A lot of you know my stance on medicating certain autism symptoms such as anxiety and seeming depression. My stance came after YEARS of trying various medications that numbed me to the point of stupid because they interfered with my clarity and ability to think quickly, or actually INCREASED anxiety and sleeplessness and in several, also made me suicidal. Because I wasnever diagnosis with Aspergers, it was PTSD and Anxiety and Depression although I often conveyed I wasn't depressed. I'll also add that no one was interested in WHY I felt this way or of environmental changes to help me. It was strictly medicate her-we don't know what to do with her. Apparently at too large of doses.
Here is what Temple says on it, from http://www.autism-help.org/story-autism-inside-view.htm and I found this very interesting:
In the next section, I am going to describe my experiences with medication. There are many Autism subtypes, and a medication that works for me may be useless for another case. Parents of autistic children should obtain medical advice from professionals who are knowledgeable of the latest medical research.
I read in the medical library that antidepressant drugs such as Tofranil (Imipramine) were effective for treating patients with endogenous anxiety and panic (Sheehan, Beh, Ballenger, & Jacobsen, 1980). The symptoms described in this paper sounded like my symptoms, so I decided to try Tofranil. Fifty mg of Tofranil at bedtime worked like magic. Within a week, the feelings of nervousness started to go away. After being on Tofranil for four years I switched to 50 mg Norpramin (desipramine), which has fewer side effects. These pills have changed my life. Colitis and other stress-related health problems were cured.

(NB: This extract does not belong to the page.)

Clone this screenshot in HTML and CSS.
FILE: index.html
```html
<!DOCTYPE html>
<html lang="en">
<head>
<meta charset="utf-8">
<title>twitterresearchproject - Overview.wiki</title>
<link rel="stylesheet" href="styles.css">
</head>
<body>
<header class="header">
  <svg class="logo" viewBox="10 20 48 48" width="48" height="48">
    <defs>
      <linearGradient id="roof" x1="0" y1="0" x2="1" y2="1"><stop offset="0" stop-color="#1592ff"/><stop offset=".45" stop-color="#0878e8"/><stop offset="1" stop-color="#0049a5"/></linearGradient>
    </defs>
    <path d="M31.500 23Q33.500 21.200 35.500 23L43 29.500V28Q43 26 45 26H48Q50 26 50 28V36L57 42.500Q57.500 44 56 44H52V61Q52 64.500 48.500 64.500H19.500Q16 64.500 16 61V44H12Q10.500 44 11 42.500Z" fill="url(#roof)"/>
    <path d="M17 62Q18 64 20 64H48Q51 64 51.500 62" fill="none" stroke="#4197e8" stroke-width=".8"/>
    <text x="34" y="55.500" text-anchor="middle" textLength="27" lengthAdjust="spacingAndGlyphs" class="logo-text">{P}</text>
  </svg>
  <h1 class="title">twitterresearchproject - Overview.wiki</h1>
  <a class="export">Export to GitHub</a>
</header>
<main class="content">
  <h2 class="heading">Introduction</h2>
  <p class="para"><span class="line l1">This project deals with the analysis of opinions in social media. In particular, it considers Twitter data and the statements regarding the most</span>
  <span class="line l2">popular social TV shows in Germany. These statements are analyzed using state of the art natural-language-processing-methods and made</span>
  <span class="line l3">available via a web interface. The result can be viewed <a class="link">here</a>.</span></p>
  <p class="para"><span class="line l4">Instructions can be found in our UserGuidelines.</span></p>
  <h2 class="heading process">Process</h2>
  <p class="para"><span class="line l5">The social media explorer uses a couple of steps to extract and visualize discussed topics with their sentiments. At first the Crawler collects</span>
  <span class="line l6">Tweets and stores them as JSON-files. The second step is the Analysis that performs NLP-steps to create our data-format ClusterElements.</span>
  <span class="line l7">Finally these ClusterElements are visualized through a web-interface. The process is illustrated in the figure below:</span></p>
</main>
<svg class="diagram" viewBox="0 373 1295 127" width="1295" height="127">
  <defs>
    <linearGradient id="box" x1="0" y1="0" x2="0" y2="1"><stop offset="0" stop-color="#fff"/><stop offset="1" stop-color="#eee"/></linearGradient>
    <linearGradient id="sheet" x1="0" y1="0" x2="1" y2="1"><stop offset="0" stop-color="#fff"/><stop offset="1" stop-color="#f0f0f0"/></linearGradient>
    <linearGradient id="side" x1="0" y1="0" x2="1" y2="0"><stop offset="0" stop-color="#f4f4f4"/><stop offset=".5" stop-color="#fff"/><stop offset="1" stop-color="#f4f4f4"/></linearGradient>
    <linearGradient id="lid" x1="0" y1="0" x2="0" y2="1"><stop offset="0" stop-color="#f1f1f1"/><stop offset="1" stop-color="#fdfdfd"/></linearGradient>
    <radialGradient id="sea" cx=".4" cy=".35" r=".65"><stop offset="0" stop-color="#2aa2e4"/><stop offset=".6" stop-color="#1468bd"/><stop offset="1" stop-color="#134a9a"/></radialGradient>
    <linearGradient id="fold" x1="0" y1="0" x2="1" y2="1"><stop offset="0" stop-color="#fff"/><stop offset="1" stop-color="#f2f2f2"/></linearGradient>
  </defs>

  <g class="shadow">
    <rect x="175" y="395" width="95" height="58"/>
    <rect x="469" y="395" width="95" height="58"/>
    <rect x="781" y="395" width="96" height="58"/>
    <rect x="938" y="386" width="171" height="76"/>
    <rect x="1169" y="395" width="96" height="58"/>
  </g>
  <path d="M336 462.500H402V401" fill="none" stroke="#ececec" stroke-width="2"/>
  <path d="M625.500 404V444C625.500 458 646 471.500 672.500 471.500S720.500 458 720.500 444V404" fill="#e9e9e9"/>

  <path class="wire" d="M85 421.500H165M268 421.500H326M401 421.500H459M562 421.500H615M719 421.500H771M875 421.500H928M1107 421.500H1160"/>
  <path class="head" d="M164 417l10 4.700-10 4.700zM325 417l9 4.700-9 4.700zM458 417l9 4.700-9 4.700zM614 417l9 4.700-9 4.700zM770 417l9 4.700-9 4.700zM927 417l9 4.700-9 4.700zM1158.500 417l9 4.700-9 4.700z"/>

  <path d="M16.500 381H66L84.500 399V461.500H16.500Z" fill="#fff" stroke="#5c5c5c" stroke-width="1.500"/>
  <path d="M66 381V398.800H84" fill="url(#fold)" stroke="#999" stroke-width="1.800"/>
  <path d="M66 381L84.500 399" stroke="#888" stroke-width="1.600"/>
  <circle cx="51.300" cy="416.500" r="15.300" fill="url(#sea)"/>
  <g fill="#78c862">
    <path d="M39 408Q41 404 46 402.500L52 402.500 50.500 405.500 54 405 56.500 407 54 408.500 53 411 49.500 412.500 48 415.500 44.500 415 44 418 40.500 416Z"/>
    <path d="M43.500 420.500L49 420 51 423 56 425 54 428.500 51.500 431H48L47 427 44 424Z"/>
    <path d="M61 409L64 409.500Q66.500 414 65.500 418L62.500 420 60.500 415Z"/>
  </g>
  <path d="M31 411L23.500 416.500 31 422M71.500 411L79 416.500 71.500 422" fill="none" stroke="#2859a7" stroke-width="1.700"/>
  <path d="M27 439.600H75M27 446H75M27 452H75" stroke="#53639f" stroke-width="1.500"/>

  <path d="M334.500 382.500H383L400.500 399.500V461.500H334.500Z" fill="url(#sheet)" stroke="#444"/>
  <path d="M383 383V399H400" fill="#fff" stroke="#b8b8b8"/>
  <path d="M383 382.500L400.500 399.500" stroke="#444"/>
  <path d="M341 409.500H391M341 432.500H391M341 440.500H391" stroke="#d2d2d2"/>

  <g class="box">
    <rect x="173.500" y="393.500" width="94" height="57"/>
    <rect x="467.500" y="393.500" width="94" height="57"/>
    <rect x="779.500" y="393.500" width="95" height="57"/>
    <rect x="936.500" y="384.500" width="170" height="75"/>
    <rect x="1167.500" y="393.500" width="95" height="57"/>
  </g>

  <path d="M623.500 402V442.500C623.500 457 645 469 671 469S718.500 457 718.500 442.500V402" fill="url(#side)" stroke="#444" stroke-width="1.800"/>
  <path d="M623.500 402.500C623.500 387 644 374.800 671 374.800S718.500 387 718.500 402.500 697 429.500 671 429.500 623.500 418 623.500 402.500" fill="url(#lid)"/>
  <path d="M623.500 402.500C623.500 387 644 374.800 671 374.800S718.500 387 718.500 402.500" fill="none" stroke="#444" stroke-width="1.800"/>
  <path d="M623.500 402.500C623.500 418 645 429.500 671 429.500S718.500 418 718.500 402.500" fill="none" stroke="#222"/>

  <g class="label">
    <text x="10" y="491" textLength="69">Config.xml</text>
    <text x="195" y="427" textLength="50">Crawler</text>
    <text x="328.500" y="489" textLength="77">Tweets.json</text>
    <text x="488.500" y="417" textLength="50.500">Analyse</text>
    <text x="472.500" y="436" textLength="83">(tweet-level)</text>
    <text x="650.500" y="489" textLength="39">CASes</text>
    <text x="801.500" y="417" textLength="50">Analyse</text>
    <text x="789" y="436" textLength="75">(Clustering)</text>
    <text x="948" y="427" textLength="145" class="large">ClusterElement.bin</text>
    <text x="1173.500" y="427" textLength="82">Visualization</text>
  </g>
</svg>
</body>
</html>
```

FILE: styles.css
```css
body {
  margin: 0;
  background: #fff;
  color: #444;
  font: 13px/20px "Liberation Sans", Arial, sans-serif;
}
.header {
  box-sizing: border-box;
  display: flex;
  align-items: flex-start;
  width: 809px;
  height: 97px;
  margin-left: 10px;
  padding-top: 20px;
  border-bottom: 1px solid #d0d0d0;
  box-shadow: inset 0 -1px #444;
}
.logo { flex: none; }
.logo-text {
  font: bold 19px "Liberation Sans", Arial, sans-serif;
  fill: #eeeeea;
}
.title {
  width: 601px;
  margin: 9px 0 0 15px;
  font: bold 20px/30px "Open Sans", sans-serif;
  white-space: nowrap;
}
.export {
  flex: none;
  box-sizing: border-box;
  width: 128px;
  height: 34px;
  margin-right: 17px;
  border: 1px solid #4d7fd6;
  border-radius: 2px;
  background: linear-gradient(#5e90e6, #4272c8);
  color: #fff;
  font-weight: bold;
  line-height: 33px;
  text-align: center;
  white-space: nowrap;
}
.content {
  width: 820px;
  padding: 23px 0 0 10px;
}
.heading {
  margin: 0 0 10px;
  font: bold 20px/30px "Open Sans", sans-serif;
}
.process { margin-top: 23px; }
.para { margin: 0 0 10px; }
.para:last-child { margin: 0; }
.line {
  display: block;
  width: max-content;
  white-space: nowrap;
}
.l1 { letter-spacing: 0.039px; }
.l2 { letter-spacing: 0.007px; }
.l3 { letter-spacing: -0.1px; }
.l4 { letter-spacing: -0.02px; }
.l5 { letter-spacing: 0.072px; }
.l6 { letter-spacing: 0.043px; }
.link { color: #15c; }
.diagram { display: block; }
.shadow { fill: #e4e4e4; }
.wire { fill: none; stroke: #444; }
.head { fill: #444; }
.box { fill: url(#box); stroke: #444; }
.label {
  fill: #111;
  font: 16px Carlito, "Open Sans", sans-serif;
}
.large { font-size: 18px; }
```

Dr. Paul Hardy in Boston has found that Tofranil and Prozac (fluoxetine) are both effective for treating certain high-functioning autistic adolescents and adults. Both Dr. Hardy and Dr. John Ratey (personal communication, 1989) have learned that very small doses of these drugs must be used. These doses are usually much lower than the dose prescribed for depression. Too high a dose can cause agitation, aggression, or excitement, and too low a dose will have no effect. My "nerve" attacks would go in cycles, and I have had relapses while on the drug. It took will power to stick with the 50 mg dose and let the relapse subside on its own.
Taking the medicine is like adjusting the idle screw on a car's carburetor. Before taking the drug, the engine was racing all the time. Now it runs at normal speed. I no longer fixate, and I am no longer "driven." Prozac and Anafranil (clomipramine) have been very effective in autistics who have obsessive-compulsive symptoms or obsessive thoughts which race through their heads. The effective doses for Prozac have ranged from two 20 mg capsules per week to 40 mg per day. Too high a dose will cause agitation and excitement. If an autistic person becomes agitated the dose should be lowered. Other promising drugs for aggressive autistic adolescents and adults are beta blockers. Beta blockers greatly reduce aggressive behavior (Ratey et al., 1987).
During the eight years I have been taking antidepressants, there has been a steady improvement in my speech, sociability, and posture. The change was so gradual that I did not notice it. Even though I felt relief from the "nerves" immediately, it takes time to unlearn old behavior patterns.
Within the last year, I had an opportunity to visit an old friend who had known me before I started taking antidepressants. My friend, Billie Hart, told me I was a completely different person. She said I used to walk and sit in a hunched-over position and now my posture is straight. Eye contact had improved and I no longer shifted around in my chair. I was also surprised to learn that I no longer seemed to be out of breath all the time, and I had stopped constantly swallowing.
Various people I have met at Autism meetings have seen steady improvement in my speech and mannerisms throughout the eight-year period I have taken the medicines. My old friend, Lorna King, also noticed many changes. "Your speech used to seem pressured, coming in almost explosive bursts. Your old tendency to perseverate is gone" (Grandin & Scariano, 1986).
I had a odd lack of awareness of my oddities of speech and mannerisms until I looked at videotapes. I think videotapes could be used to help many high-functioning autistics with speech and social skills.